Eavesdropping on an impromptu walkabout around the BKhz gallery, I heard Ruga say, “The body is a landscape as well, is a frontier. But in this frontier, you’re […] also researching military outfits and their impact on sartorialism in Black masculinity. They would give us hats from the Napoleonic War to be worn like this. […] So there’s this question of agency. Knowing fully well that there’s things that are playing, that are conflicting on your body. And your body is not just a body, it’s a representation of the landscape.
So that’s why it’s starting with the close ones,” Ruga gestured around the room to the intimate group that surrounded him. “It goes to the medium, the studio, hot and dark, or whatever, wonderful backgrounds. And then the landscapes will go wider. But without not putting it front and center. Because if he was just a tiny man, you know, it would be like. This is like every historical painting. You have to pay attention to what’s actually happening. Because his face is this, like, very cinematic thing that I love.”
There is an element of leisure in Riga’s conception of pleasure, where both the portrayal of the subject and the landscapes in this work hark back to olden times. To say nothing of the sexual power dynamics within pre-modernist artists’ studios, the historical practice of painting en plein air, with expensive oils and edgy technology, represents two types of privileged participation with the natural world. On one hand it evokes an epistemtic resonance, where colonial violence has imbued our sense of space and time with racialised mistrust. On the other, an intimate mirroring between artistic ancestries and the almost erotic dialogue with the landscape.
Not only are Ruga’s provocative portraits aesthetically compelling, they are rather seductive in the conceptual sense. The succinct exhibition depicts 19th-century Eastern Cape subjects and landscapes, through Ruga’s revision of settler-colonialism’s impact on Black masculinities. Producing something which straddles the realms of fact and fiction, and positioning his figures simultaneously in spaces of viscous violence that are also beautiful and nostalgic, Amadoda on the Verge, “meaning men on the verge”, assaults the colonial violence of Zwart gevaar, caringly replacing it with the softer, more supple and slippery sides of Black masculinity.
Black male desire and sexuality may have been distorted by the insatiable White gaze, shrouded in questions of history, but Ruga’s images defiantly appeal to a lustful Black gaze, teetering on the threshold of fetishism. Other than appearing amorous and stylish, Ruga’s alluring subjects are also hard and rather rural. Wild in ways one would rather not mention. Hard to look at. Hard to take. To grasp. Even the landscapes that surround them, abstract or otherwise, though somewhat plush in form, are also at moments perplexingly hard, rendered in quick yet cunning strokes. There is something extraordinarily gendered about these gestures. It is manliness except that appears warm and even wet to the touch.

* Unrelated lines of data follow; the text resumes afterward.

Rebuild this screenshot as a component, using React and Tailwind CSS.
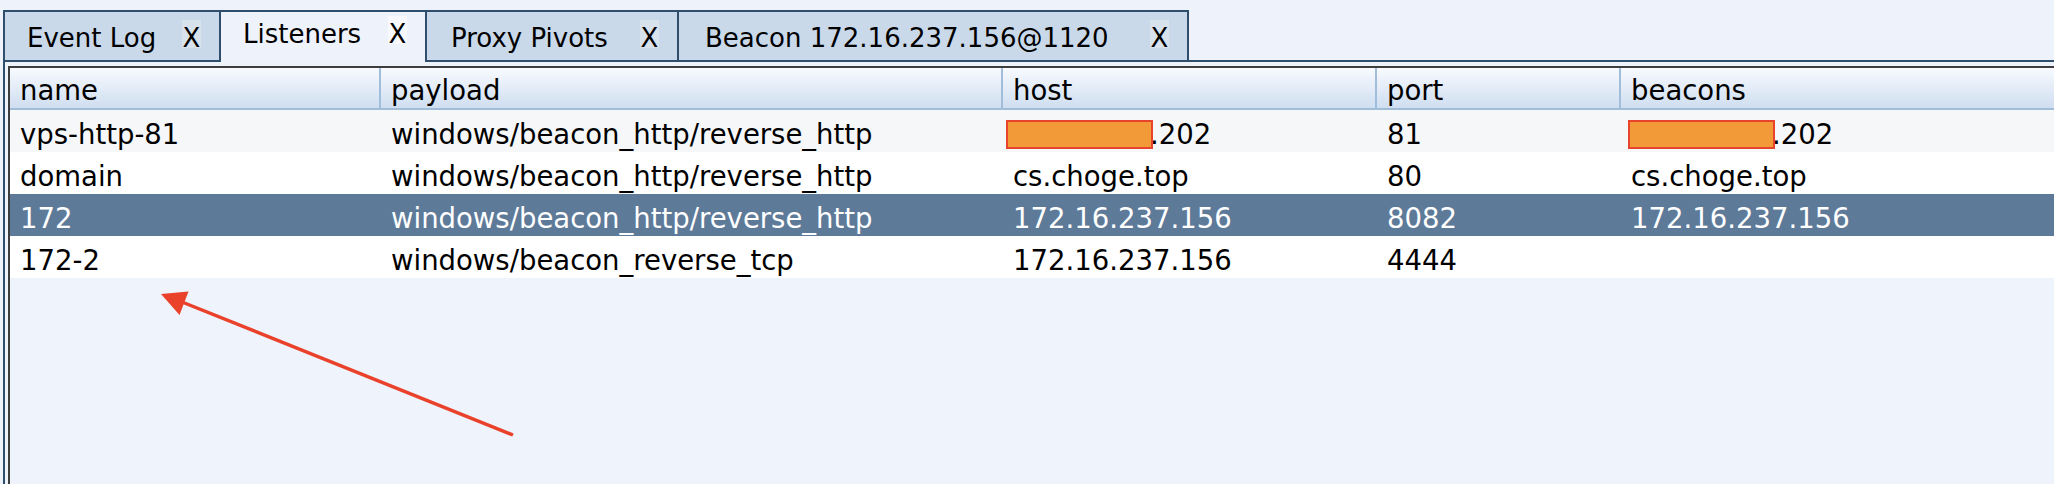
import React from 'react';

const tabs = [
  { label: 'Event Log', width: 218, pl: 22 },
  { label: 'Listeners', width: 208, pl: 22, active: true },
  { label: 'Proxy Pivots', width: 254, pl: 24 },
  { label: 'Beacon 172.16.237.156@1120', width: 512, pl: 26 },
];

const columns = [
  { key: 'name', label: 'name', width: 'w-[369px]' },
  { key: 'payload', label: 'payload', width: 'w-[622px]' },
  { key: 'host', label: 'host', width: 'w-[374px]' },
  { key: 'port', label: 'port', width: 'w-[244px]' },
  { key: 'beacons', label: 'beacons', width: 'flex-1' },
];

const rows = [
  { name: 'vps-http-81', payload: 'windows/beacon_http/reverse_http', host: 'redacted', port: '81', beacons: 'redacted', bg: 'bg-[#f6f7f9]' },
  { name: 'domain', payload: 'windows/beacon_http/reverse_http', host: 'cs.choge.top', port: '80', beacons: 'cs.choge.top', bg: 'bg-white' },
  { name: '172', payload: 'windows/beacon_http/reverse_http', host: '172.16.237.156', port: '8082', beacons: '172.16.237.156', selected: true },
  { name: '172-2', payload: 'windows/beacon_reverse_tcp', host: '172.16.237.156', port: '4444', beacons: '', bg: 'bg-white' },
];

// orange box somebody painted over the public ip
const Redacted = ({ shift }) => (
  <span className="inline-flex items-center">
    <span className={`relative z-10 inline-block h-[29px] w-[147px] border-2 border-[#e8432c] bg-[#f29a38] ${shift}`} />
    <span className="-ml-[3px]">.202</span>
  </span>
);

const Tab = ({ label, width, pl, active }) => (
  <div
    className={`-ml-[2px] flex h-[52px] shrink-0 items-start border-[#2f4d6c] first:ml-0 ${
      active ? 'border-x-2 border-t-2 bg-[#eef2fa]' : 'border-2 bg-[#c9d9ea]'
    }`}
    style={{ width }}
  >
    <span className={`leading-[30px] ${active ? 'mt-[7px]' : 'mt-[11px]'}`} style={{ paddingLeft: pl }}>
      {label}
    </span>
    <span
      className={`ml-auto mr-[18px] h-[28px] w-[19px] text-center leading-[36px] ${
        active ? 'mt-[4px] bg-[#f7f9fc]' : 'mt-[8px] bg-[#d7e2ed]'
      }`}
    >
      X
    </span>
  </div>
);

export default function App() {
  return (
    <div className="relative h-[484px] w-[2054px] overflow-hidden bg-[#eef2fa] pt-[10px] font-['DejaVu_Sans',sans-serif] text-black">
      <div className="flex pl-[3px] text-[26px]">
        {tabs.map((t) => (
          <Tab key={t.label} {...t} />
        ))}
        <div className="flex-1 border-b-2 border-[#2f4d6c]" />
      </div>

      <div className="ml-[3px] h-full border-l-2 border-[#2f4d6c] pl-[3px] pt-[4px]">
        <div className="h-full border-l-2 border-t-2 border-[#3d3d3d] bg-[#eff3fb] text-[27.5px]">
          <div className="flex h-[42px] border-b-2 border-[#a0bdd9] bg-linear-to-b from-[#f8faff] to-[#cfdef0]">
            {columns.map((c, i) => (
              <div
                key={c.key}
                className={`${c.width} h-[40px] pl-[10px] leading-[44px] ${i > 0 ? 'border-l-2 border-[#a0bdd9]' : ''}`}
              >
                {c.label}
              </div>
            ))}
          </div>

          {rows.map((r) => (
            <div key={r.name} className={`flex h-[42px] leading-[48px] ${r.selected ? 'bg-[#5e7a99] text-white' : r.bg}`}>
              {columns.map((c, i) => (
                <div key={c.key} className={`${c.width} ${i > 0 ? 'pl-[12px]' : 'pl-[10px]'} whitespace-nowrap`}>
                  {r[c.key] === 'redacted' ? (
                    <Redacted shift={c.key === 'host' ? '-ml-[7px]' : '-ml-[3px]'} />
                  ) : (
                    r[c.key]
                  )}
                </div>
              ))}
            </div>
          ))}
        </div>
      </div>

      {/* red annotation arrow */}
      <svg className="pointer-events-none absolute inset-0" width="2054" height="484">
        <line x1="513" y1="435" x2="182" y2="302" stroke="#ea412b" strokeWidth="3.5" />
        <polygon points="161,294 188.5,291.5 179.5,315" fill="#ea412b" />
      </svg>
    </div>
  );
}
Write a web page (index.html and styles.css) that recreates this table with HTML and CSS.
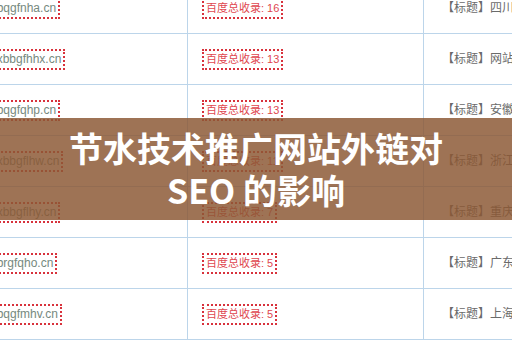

The moment preceding orgasm is an electric suspension of the senses, where everything is furiously focused on the impending release. It’s a fleeting convergence of anticipation and sensation, where the boundaries of self dissolve, and time seems to stretch. In this deliriously dark and liminal space, there is a heightened awareness of the body’s responses and an anxious attachment to the climatic energy just out of reach. This is the type of transcendent torment Ruga’s tasty brush puts the viewer through.
Of course, the pangs of desire pine for that which follows the verge, but these sustained images warn us not to rush toward the summit, but instead guide us toward a non-hierarchical, decentralised experience of pleasure and pre<>post climatic leisure. In Ruga’s Amadoda on the Verge, Black masculinities flirt with suppositions of what oil paint can do or is supposed to do, teasing new positions, while audaciously indulging in the tried and tested, traditional tropes of representation. If you haven’t seen the orgasmic exhibit yet—what are you waiting for? It opened on the 31st August and closes on the 26th of October 2024.